Rassemblement en soutien au peuple Afghan à Bruxelles : « La Communauté internationale ne doit pas reconnaitre le régime des Taliban »
Rassemblement en soutien au peuple Afghan à Bruxelles : « La Communauté internationale ne doit pas reconnaitre le régime des Taliban » © Tous droits réservés

Déclaration de la Communauté internationale

Selon une déclaration commune, l’Union européenne et les Etats-Unis se sont dits mercredi "profondément inquiets" de la situation des femmes en Afghanistan, appelant les talibans à éviter "toute forme de discrimination et d’abus" et à préserver leurs droits. "Nous appelons ceux qui occupent le pouvoir et les autorités à travers l’Afghanistan à garantir leur protection. Les femmes afghanes, comme tous les Afghans, méritent de vivre en sécurité et dans la dignité. Toute forme de discrimination et d’abus doit être évitée", insiste la déclaration co-signée par 18 autres pays dont l’Australie, le Brésil, le Canada, le Sénégal, la Norvège, l’Argentine et la Nouvelle-Zélande.

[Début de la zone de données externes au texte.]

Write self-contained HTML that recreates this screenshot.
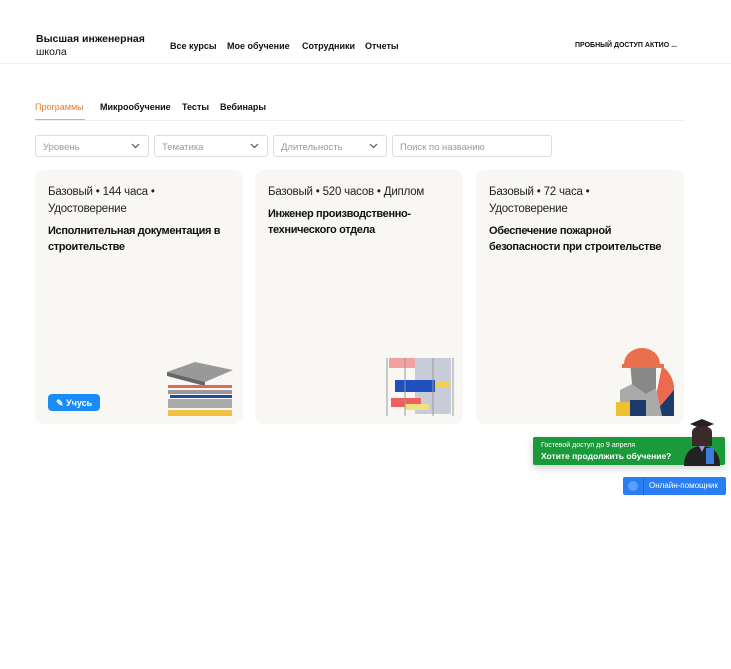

La communauté internationale "se tient prête à assister (les femmes du pays) avec une aide humanitaire et son soutien, pour s’assurer que leurs voix soient entendues", soulignent les pays signataires. "Nous surveillerons de près la façon dont tout futur gouvernement (à Kaboul) garantira les droits et les libertés qui sont devenues une partie inaliénable de la vie des femmes et filles en Afghanistan ces 20 dernières années", conclut le texte.

Une rencontre virtuelle des dirigeants du G7 est prévue dans les prochains jours.